Former Cuomo Aide Says Governor Must ‘Take Responsibility’ for ‘Predatory Behavior’

Charlotte Bennett, a former administration aide, has accused Andrew Cuomo of sexual harassment

New York Gov. Andrew Cuomo
Jeenah Moon / Getty Images

A second former aide who has accused Andrew Cuomo of sexual harassment said on Monday that the New York governor has wielded his power to “avoid justice” and must instead “take responsibility for his predatory behavior.”

“As we know, abusers — particularly those with tremendous amounts of power — are often repeat offenders who engage in manipulative tactics to diminish allegations, blame victims, deny wrongdoing and escape consequences,” the former aide, Charlotte Bennett, said in a statement. “It took the governor 24 hours and significant backlash to allow for a truly independent investigation. These are not the actions of someone who simply feels misunderstood; they are the actions of an individual who wields his power to avoid justice.”

She continued, “In a clear effort to perform a sensitivity that he simply does not possess, the Governor has implied that he wants his supporters to stand down and respect my decision to speak out. In coming forward I fully expected to be attacked by those who reflexively question the honesty or motivation of those who report sexual harassment. I am not deterred by these voices.”

A representative for Cuomo’s office did not immediately respond to TheWrap’s request for comment.

Bennett, a former executive assistant and health policy adviser for the Cuomo administration, came forward on Saturday to accuse Cuomo of asking her questions about her sex life, including whether she ever had sex with older men.
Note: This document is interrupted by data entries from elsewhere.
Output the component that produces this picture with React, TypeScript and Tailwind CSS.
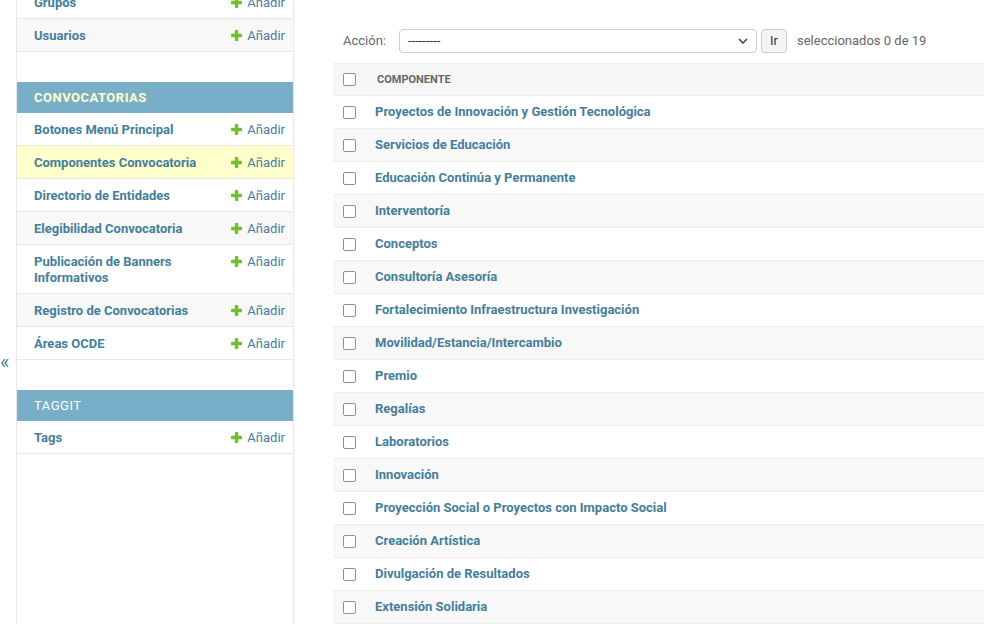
import React from "react";

interface ModelRow {
  name: string;
  current?: boolean;
}

interface AppModule {
  caption: string;
  current?: boolean;
  models: ModelRow[];
}

const modules: AppModule[] = [
  {
    caption: "",
    models: [{ name: "Grupos" }, { name: "Usuarios" }],
  },
  {
    caption: "Convocatorias",
    current: true,
    models: [
      { name: "Botones Menú Principal" },
      { name: "Componentes Convocatoria", current: true },
      { name: "Directorio de Entidades" },
      { name: "Elegibilidad Convocatoria" },
      { name: "Publicación de Banners Informativos" },
      { name: "Registro de Convocatorias" },
      { name: "Áreas OCDE" },
    ],
  },
  {
    caption: "Taggit",
    models: [{ name: "Tags" }],
  },
];

const componentes = [
  "Proyectos de Innovación y Gestión Tecnológica",
  "Servicios de Educación",
  "Educación Continúa y Permanente",
  "Interventoría",
  "Conceptos",
  "Consultoría Asesoría",
  "Fortalecimiento Infraestructura Investigación",
  "Movilidad/Estancia/Intercambio",
  "Premio",
  "Regalías",
  "Laboratorios",
  "Innovación",
  "Proyección Social o Proyectos con Impacto Social",
  "Creación Artística",
  "Divulgación de Resultados",
  "Extensión Solidaria",
];

function PlusIcon() {
  return (
    <svg width="11" height="11" viewBox="0 0 11 11" className="mt-[2px]">
      <rect x="3.8" y="0" width="3.4" height="11" rx="0.8" fill="#70bf2b" />
      <rect x="0" y="3.8" width="11" height="3.4" rx="0.8" fill="#70bf2b" />
    </svg>
  );
}

function Checkbox() {
  return (
    <span className="block w-[13px] h-[13px] rounded-[2px] border-[1.5px] border-[#8f8c9b] bg-white" />
  );
}

function Sidebar() {
  return (
    <nav className="w-[277px] shrink-0 border-r border-[#e8e8e8] h-full">
      <div className="-mt-[14px]">
        {modules.map((mod, mi) => (
          <div key={mi} className="mb-[30px]">
            {mod.caption && (
              <div
                className={
                  "h-[31px] bg-[#79aec8] pl-[17px] flex items-center uppercase tracking-[0.5px] text-[13px] " +
                  (mod.current ? "text-[#ffffcc] font-bold" : "text-white")
                }
              >
                {mod.caption}
              </div>
            )}
            {mod.models.map((m, i) => (
              <div
                key={m.name}
                className={
                  "flex border-b border-[#e8e8e8] pt-[9px] pb-[7px] leading-4 " +
                  (m.current
                    ? "bg-[#ffffcc]"
                    : i % 2 === 1
                    ? "bg-[#f8f8f8]"
                    : "bg-white")
                }
              >
                <div className="flex-1 min-w-0 pl-[17px] pr-2 font-bold text-[#447e9b]">
                  {m.name}
                </div>
                <div className="shrink-0 flex items-start gap-[5px] pl-[1px] pr-2 text-[#447e9b]">
                  <PlusIcon />
                  <span>Añadir</span>
                </div>
              </div>
            ))}
          </div>
        ))}
      </div>
    </nav>
  );
}

function ChangeList() {
  return (
    <main className="flex-1 min-w-0 pl-[39px] pt-[29px] overflow-hidden">
      <div className="flex items-center pl-[10px] h-[24px]">
        <span className="text-[#666]">Acción:</span>
        <div className="ml-[13px] w-[358px] h-[24px] border border-[#cccccc] rounded-[4px] bg-white flex items-center justify-between pl-[8px] pr-[8px]">
          <span className="text-[13px] text-[#333]">---------</span>
          <svg width="10" height="6" viewBox="0 0 10 6">
            <path d="M1 1l4 4 4-4" fill="none" stroke="#333" strokeWidth="1.4" />
          </svg>
        </div>
        <button className="ml-[4px] w-[26px] h-[24px] border border-[#cccccc] rounded-[4px] bg-[#f4f4f4] text-[#333] text-[13px] flex items-center justify-center">
          Ir
        </button>
        <span className="ml-[10px] text-[#666]">seleccionados 0 de 19</span>
      </div>

      <div className="mt-[10px] w-full">
        <div className="flex items-center h-[33px] border-y border-[#eeeeee] bg-[#f6f6f6]">
          <div className="w-[44px] pl-[10px]">
            <Checkbox />
          </div>
          <span className="text-[11px] font-bold text-[#666] uppercase">
            Componente
          </span>
        </div>
        {componentes.map((c, i) => (
          <div
            key={c}
            className={
              "flex items-center h-[33px] border-b border-[#eeeeee] " +
              (i % 2 === 1 ? "bg-[#f8f8f8]" : "bg-white")
            }
          >
            <div className="w-[42px] pl-[10px]">
              <Checkbox />
            </div>
            <span className="font-bold text-[#447e9b]">{c}</span>
          </div>
        ))}
      </div>
    </main>
  );
}

export default function App() {
  return (
    <div
      className="flex w-[984px] h-[624px] overflow-hidden bg-white text-[13px] leading-4 text-[#333]"
      style={{ fontFamily: "Roboto, 'Liberation Sans', sans-serif" }}
    >
      <div className="w-[17px] shrink-0 border-r border-[#e8e8e8] h-full">
        <div className="pt-[350px] text-[20px] leading-6 text-[#447e9b]">«</div>
      </div>
      <Sidebar />
      <ChangeList />
    </div>
  );
}
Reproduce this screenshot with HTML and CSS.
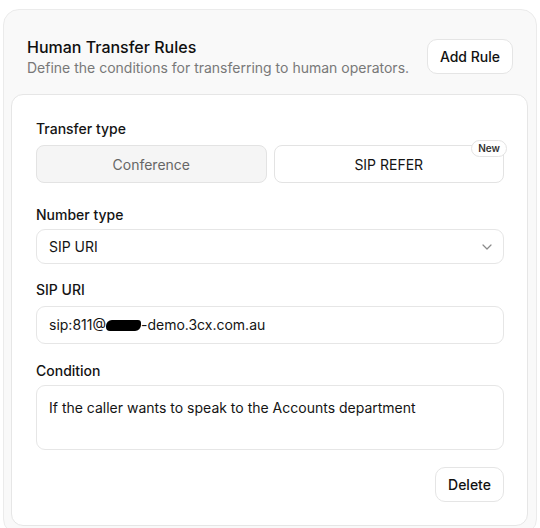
FILE: index.html
```html
<!DOCTYPE html>
<html lang="en">
<head>
<meta charset="utf-8">
<title>Human Transfer Rules</title>
<link rel="stylesheet" href="styles.css">
</head>
<body>
<section class="panel">
  <header class="panel-head">
    <div class="head-text">
      <h2 class="title">Human Transfer Rules</h2>
      <p class="subtitle">Define the conditions for transferring to human operators.</p>
    </div>
    <button class="btn btn-add">Add Rule</button>
  </header>

  <div class="rule-card">
    <div class="field field-first">
      <div class="label">Transfer type</div>
      <div class="toggle-group">
        <button class="toggle toggle-off">Conference</button>
        <button class="toggle toggle-on">SIP REFER<span class="badge">New</span></button>
      </div>
    </div>

    <div class="field field-number">
      <div class="label label-tight">Number type</div>
      <div class="select">
        <span>SIP URI</span>
        <svg class="chevron" width="16" height="16" viewBox="0 0 24 24" fill="none" stroke="currentColor" stroke-width="1.8" stroke-linecap="round" stroke-linejoin="round"><path d="m6 9 6 6 6-6"/></svg>
      </div>
    </div>

    <div class="field field-uri">
      <div class="label">SIP URI</div>
      <div class="input">sip:811@<span class="redact"></span>-demo.3cx.com.au</div>
    </div>

    <div class="field field-cond">
      <div class="label label-tight">Condition</div>
      <div class="textarea">If the caller wants to speak to the Accounts department</div>
    </div>

    <div class="actions">
      <button class="btn btn-delete">Delete</button>
    </div>
  </div>
</section>
</body>
</html>
```

FILE: styles.css
```css
* { box-sizing: border-box; }

html, body {
  margin: 0;
  padding: 0;
  background: #ffffff;
  height: 528px;
  overflow: hidden;
}

body {
  font-family: Inter, "Noto Sans", sans-serif;
  color: #171717;
  padding: 9px 3px 0 3px;
}

.panel {
  width: 534px;
  background: #f9f9f9;
  border: 1px solid #ebebeb;
  border-radius: 16px;
  padding-bottom: 8px;
}

.panel-head {
  display: flex;
  align-items: center;
  justify-content: space-between;
  padding: 26px 23px 0 23px;
}

.title {
  margin: 0;
  font-size: 16px;
  line-height: 22px;
  font-weight: 500;
  color: #0f0f0f;
}

.subtitle {
  margin: 0;
  font-size: 14px;
  line-height: 20px;
  color: #787878;
}

.btn {
  font-family: inherit;
  font-size: 14px;
  font-weight: 500;
  color: #111111;
  background: #ffffff;
  border: 1px solid #e5e5e5;
  border-radius: 10px;
  height: 35px;
  padding: 0 12px;
  cursor: pointer;
}

.btn-add {
  margin-top: -1px;
}

.btn-delete {
  width: 69px;
  padding: 0;
}

.rule-card {
  margin: 16px 8px 0 7px;
  background: #ffffff;
  border: 1px solid #e6e6e6;
  border-radius: 12px;
  padding: 24px 23px 23px 24px;
}

.field-first { margin-top: 0; }
.field-number { margin-top: 22px; }
.field-uri { margin-top: 16px; }
.field-cond { margin-top: 17px; }

.label {
  font-size: 14px;
  line-height: 20px;
  font-weight: 500;
  color: #141414;
  margin-bottom: 6px;
}

.label-tight { margin-bottom: 4px; }

.toggle-group {
  display: grid;
  grid-template-columns: 1fr 1fr;
  gap: 7px;
  margin-top: 3px;
}

.toggle {
  position: relative;
  font-family: inherit;
  font-size: 14px;
  height: 38px;
  border-radius: 8px;
  border: 1px solid #e3e3e3;
  padding: 0;
}

.toggle-off {
  background: #f5f5f5;
  color: #666666;
}

.toggle-on {
  background: #ffffff;
  color: #141414;
}

.badge {
  position: absolute;
  top: -6px;
  right: -4px;
  height: 17px;
  padding: 0 6px;
  background: #ffffff;
  border: 1px solid #e3e3e3;
  border-radius: 9px;
  font-size: 10px;
  font-weight: 600;
  line-height: 15px;
  color: #333333;
}

.select, .input, .textarea {
  border: 1px solid #e6e6e6;
  border-radius: 9px;
  background: #ffffff;
  font-size: 14px;
  line-height: 20px;
  color: #141414;
  padding: 0 12px;
}

.select {
  height: 35px;
  display: flex;
  align-items: center;
  justify-content: space-between;
  padding-right: 8px;
}

.chevron {
  color: #8a8a8a;
}

.input {
  height: 38px;
  display: flex;
  align-items: center;
}

.redact {
  display: inline-block;
  width: 35px;
  height: 11px;
  background: #000000;
  border-radius: 6px 3px 6px 4px;
  margin-top: 1px;
}

.textarea {
  height: 65px;
  padding-top: 12px;
}

.actions {
  display: flex;
  justify-content: flex-end;
  margin-top: 17px;
}
```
“I understood that the governor wanted to sleep with me, and felt horribly uncomfortable and scared,” Bennett told the New York Times, which first reported on her allegations. “And was wondering how I was going to get out of it and assumed it was the end of my job.”

In a statement on Saturday, Cuomo denied making any advances toward Bennett and said he did not “intend to act in any way that was inappropriate.” On Sunday, Cuomo released another statement to acknowledge that some of his comments have been “misinterpreted as an unwanted flirtation.”

“I now understand that my interactions may have been insensitive or too personal and that some of my comments, given my position, made others feel in ways I never intended,” Cuomo said. “I acknowledge some of the things I have said have been misinterpreted as an unwanted flirtation. To the extent anyone felt that way, I am truly sorry about that.”

Bennett is the second former Cuomo administration aide who has accused the governor of sexual harassment. Last Wednesday, Lindsey Boylan, a former special adviser to Cuomo, wrote in a blog post that the governor had kissed her without her consent, “went out of his way” to touch her lower back and made comments about her appearance.

On Monday evening, a third woman, Anna Ruch, said Cuomo had put his hands on her face and asked to kiss her at a wedding in 2019.

“I was so confused and shocked and embarrassed,” Ruch, a former Obama administration and Biden campaign member, told the New York Times. “I turned my head away and didn’t have words in that moment.”